Miles – By #3, do you mean “localist, protectionist insurgencies”? That list was a list of “religio-cultural forms,” in other words, of distinct kinds – or perhaps “flavors” is a better word – of religiosity. I agree with you that “financially powerful people” will remain powerful, both financially and politically. But I don’t think they will all opt for localist (or “nativist”) forms of religiosity. If anything, they tend, like elites in general, to be more attracted to globalist movements, like the kind of eco-globalism I’m suggesting will emerge.

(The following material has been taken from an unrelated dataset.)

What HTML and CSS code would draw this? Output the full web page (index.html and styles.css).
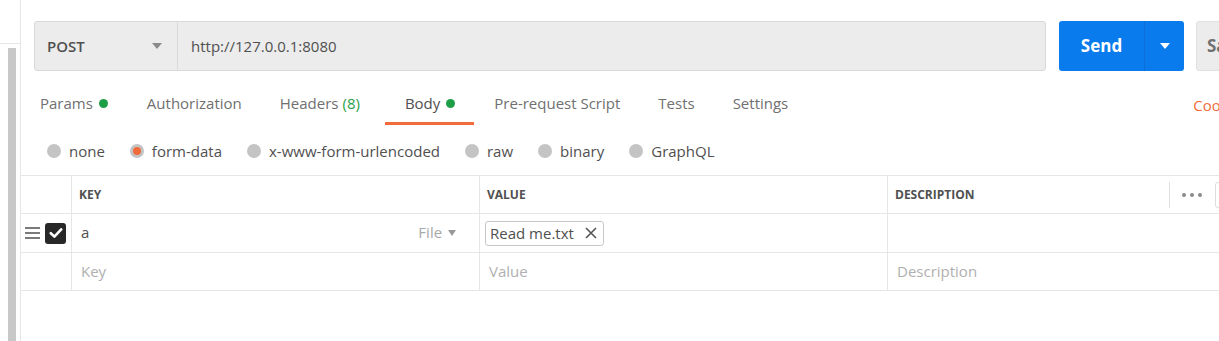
FILE: index.html
```html
<!DOCTYPE html>
<html lang="en">
<head>
<meta charset="utf-8">
<title>Request</title>
<link rel="stylesheet" href="styles.css">
</head>
<body>
<div class="app">
  <aside class="sidebar">
    <div class="sidebar-head"></div>
    <div class="sidebar-scroll"><div class="thumb"></div></div>
  </aside>
  <main class="main">
    <div class="url-row">
      <div class="url-group">
        <div class="method"><span class="method-name">POST</span><span class="caret caret-grey"></span></div>
        <div class="url">http://127.0.0.1:8080</div>
      </div>
      <div class="send">
        <span class="send-label">Send</span>
        <span class="send-drop"><span class="caret caret-white"></span></span>
      </div>
      <div class="save">Save</div>
    </div>

    <nav class="tabs">
      <span class="tab tab-first">Params<span class="dot"></span></span>
      <span class="tab">Authorization</span>
      <span class="tab tab-wide">Headers <span class="count">(8)</span></span>
      <span class="tab active">Body<span class="dot"></span></span>
      <span class="tab">Pre-request Script</span>
      <span class="tab">Tests</span>
      <span class="tab">Settings</span>
      <span class="tab-links"><span class="link">Cookies</span><span class="link">Code</span></span>
    </nav>

    <div class="radios">
      <span class="radio"><span class="circle"></span>none</span>
      <span class="radio"><span class="circle checked"></span>form-data</span>
      <span class="radio"><span class="circle"></span>x-www-form-urlencoded</span>
      <span class="radio"><span class="circle"></span>raw</span>
      <span class="radio"><span class="circle"></span>binary</span>
      <span class="radio"><span class="circle"></span>GraphQL</span>
    </div>

    <div class="table">
      <div class="row head">
        <div class="cell c0"></div>
        <div class="cell c1">KEY</div>
        <div class="cell c2">VALUE</div>
        <div class="cell c3">
          <span class="desc-label">DESCRIPTION</span>
          <span class="head-tools">
            <span class="sep"></span>
            <span class="more"><i></i><i></i><i></i></span>
            <span class="bulk">Bulk Edit</span>
          </span>
        </div>
      </div>
      <div class="row body-row first">
        <div class="cell c0">
          <span class="handle"><i></i><i></i><i></i></span>
          <span class="check">
            <svg width="14" height="12" viewBox="0 0 14 12"><path d="M1.8 6.2 L5.4 9.6 L12.2 2.4" fill="none" stroke="#fff" stroke-width="2.6" stroke-linecap="round" stroke-linejoin="round"/></svg>
          </span>
        </div>
        <div class="cell c1 key-cell">
          <span class="val">a</span>
          <span class="type">File <span class="caret caret-light"></span></span>
        </div>
        <div class="cell c2 chip-cell">
          <span class="chip">Read me.txt
            <svg class="x" width="12" height="12" viewBox="0 0 12 12"><path d="M1 1 L11 11 M11 1 L1 11" stroke="#555" stroke-width="1.6" fill="none"/></svg>
          </span>
        </div>
        <div class="cell c3"></div>
      </div>
      <div class="row body-row">
        <div class="cell c0"></div>
        <div class="cell c1 ph">Key</div>
        <div class="cell c2 ph">Value</div>
        <div class="cell c3 ph">Description</div>
      </div>
    </div>
  </main>
</div>
</body>
</html>
```
FILE: styles.css
```css
* { box-sizing: border-box; }
html, body {
  margin: 0;
  padding: 0;
  background: #fff;
}
body {
  width: 1219px;
  height: 341px;
  overflow: hidden;
  font-family: "Open Sans", "Noto Sans", sans-serif;
  font-size: 15px;
  color: #505050;
}
.app {
  display: flex;
  height: 341px;
}
.sidebar {
  width: 21px;
  flex-shrink: 0;
  border-right: 1px solid #e6e6e6;
  display: flex;
  flex-direction: column;
}
.sidebar-head {
  height: 44px;
  border-bottom: 1px solid #e6e6e6;
}
.sidebar-scroll {
  flex: 1;
  padding: 4px 0 0 8px;
}
.thumb {
  width: 8px;
  height: 100%;
  background: #c8c8c8;
}
.main {
  flex: 1;
  min-width: 0;
  overflow: hidden;
}

/* URL row */
.url-row {
  display: flex;
  padding: 21px 0 0 13px;
  height: 71px;
}
.url-group {
  display: flex;
  width: 1012px;
  flex-shrink: 0;
  height: 50px;
  background: #ececec;
  border: 1px solid #d9d9d9;
  border-radius: 3px;
}
.method {
  width: 143px;
  display: flex;
  align-items: center;
  justify-content: space-between;
  padding: 0 15px 1px 12px;
  border-right: 1px solid #d9d9d9;
}
.method-name {
  font-weight: 600;
  font-size: 15px;
  color: #505050;
}
.caret {
  display: inline-block;
  width: 0;
  height: 0;
  border-left: 5px solid transparent;
  border-right: 5px solid transparent;
  border-top: 6px solid #808080;
}
.caret-grey { border-top-color: #8a8a8a; }
.caret-white { border-top-color: #fff; }
.caret-light {
  border-left-width: 4.5px;
  border-right-width: 4.5px;
  border-top-width: 6px;
  border-top-color: #9a9a9a;
  vertical-align: 2px;
  margin-left: 2px;
}
.url {
  display: flex;
  align-items: center;
  padding: 0 0 1px 13px;
  color: #505050;
}
.send {
  margin-left: 13px;
  width: 125px;
  height: 50px;
  flex-shrink: 0;
  display: flex;
  background: #097bed;
  border-radius: 3px;
  color: #fff;
}
.send-label {
  width: 86px;
  display: flex;
  align-items: center;
  justify-content: center;
  padding-bottom: 1px;
  font-weight: 700;
  font-size: 17px;
  border-right: 1px solid #0a6ed6;
}
.send-drop {
  flex: 1;
  display: flex;
  align-items: center;
  justify-content: center;
}
.save {
  margin-left: 12px;
  width: 90px;
  height: 50px;
  flex-shrink: 0;
  display: flex;
  align-items: center;
  padding: 0 0 1px 10px;
  background: #ececec;
  border: 1px solid #e0e0e0;
  border-radius: 3px;
  font-weight: 700;
  font-size: 17px;
  color: #707070;
}

/* Tabs */
.tabs {
  display: flex;
  width: 1295px;
  height: 54px;
}
.tab {
  display: flex;
  align-items: center;
  padding: 21px 18px 8px 20px;
  height: 54px;
  line-height: 22px;
  border-bottom: 3px solid transparent;
  color: #707070;
  white-space: nowrap;
}
.tab-first { margin-left: -1px; padding-right: 19px; }
.tab-wide { padding-right: 25px; }
.tab.active {
  color: #505050;
  padding-right: 19px;
  border-bottom-color: #f26b3a;
}
.dot {
  width: 9px;
  height: 9px;
  border-radius: 50%;
  background: #1f9e48;
  margin-left: 6px;
}
.count { color: #2e9e48; margin-left: 4px; }
.tab-links {
  margin-left: auto;
  display: flex;
  align-items: center;
  padding: 21px 12px 8px 0;
  height: 54px;
}
.link {
  color: #f26b3a;
  margin-left: 20px;
}

/* Radios */
.radios {
  display: flex;
  align-items: center;
  height: 50px;
  padding: 1px 0 0 26px;
}
.radio {
  display: flex;
  align-items: center;
  margin-right: 25px;
  color: #505050;
  white-space: nowrap;
}
.circle {
  width: 14px;
  height: 14px;
  border-radius: 50%;
  background: #c4c4c4;
  margin-right: 8px;
  display: flex;
  align-items: center;
  justify-content: center;
}
.circle.checked::after {
  content: "";
  width: 8px;
  height: 8px;
  border-radius: 50%;
  background: #f26b3a;
}

/* Table */
.table {
  border-top: 1px solid #e6e6e6;
  width: 1284px;
}
.row {
  display: flex;
  border-bottom: 1px solid #e6e6e6;
}
.row.head { height: 38px; }
.row.body-row { height: 38px; }
.row.body-row.first { height: 39px; }
.cell {
  display: flex;
  align-items: center;
  border-right: 1px solid #e6e6e6;
  white-space: nowrap;
}
.c0 { width: 51px; }
.c1, .c2 { width: 408px; }
.c3 { flex: 1; border-right: none; }
.head .cell {
  font-size: 12px;
  font-weight: 700;
  color: #505050;
  padding-left: 7px;
}
.head .c0 { padding-left: 0; }
.desc-label { flex: 1; }
.head-tools {
  display: flex;
  align-items: center;
  height: 100%;
}
.sep {
  width: 1px;
  height: 26px;
  background: #e0e0e0;
}
.more {
  display: flex;
  gap: 4px;
  padding: 0 13px 0 12px;
}
.more i {
  width: 4px;
  height: 4px;
  border-radius: 50%;
  background: #8a8a8a;
}
.bulk {
  width: 80px;
  height: 26px;
  margin-right: 10px;
  border: 1px solid #dcdcdc;
  border-radius: 3px;
  font-weight: 400;
  color: transparent;
  overflow: hidden;
}
.body-row .cell { padding: 0 0 2px 9px; }
.body-row .c0 { padding: 0 0 0 4px; }
.handle {
  display: flex;
  flex-direction: column;
  gap: 2.6px;
  width: 15px;
  margin-right: 5px;
}
.handle i {
  display: block;
  height: 2px;
  background: #7a7a7a;
}
.check {
  width: 21px;
  height: 21px;
  border-radius: 3px;
  background: #282828;
  display: flex;
  align-items: center;
  justify-content: center;
}
.key-cell.cell { justify-content: space-between; padding-right: 23px; }
.val { color: #505050; }
.type { color: #a8a8a8; }
.chip-cell.cell { padding: 0 0 0 5px; }
.chip {
  display: flex;
  align-items: center;
  height: 25px;
  padding: 0 6px 1px 4px;
  border: 1px solid #c8c8c8;
  border-radius: 3px;
  color: #505050;
}
.chip .x { margin-left: 11px; margin-top: 1px; }
.ph { color: #b0b0b0; }
```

Many, of course, side with more traditionalist and conservative kinds of religion, and that will no doubt continue and possibly grow. Localist and nativist movements tend to be reactionary and fear-based, and while these often converge with socially traditionalist, conservative religion, what I’m arguing is that there will be a splitting of ways, in a sense, with “universalist” or “ecumenical” tendencies among conservative religious currents converging with each other across the ideological and historical gaps that separate them now. Much of the Islamic and Catholic worlds are already such a form of conservative universalism; my suggestion is that these will interact and collaborate more than they have until now.
There will also be localist, nativist, protectionist movements (there already are), and some variants of the major religions will likely evolve in that direction.
At any rate, thanks for your comments.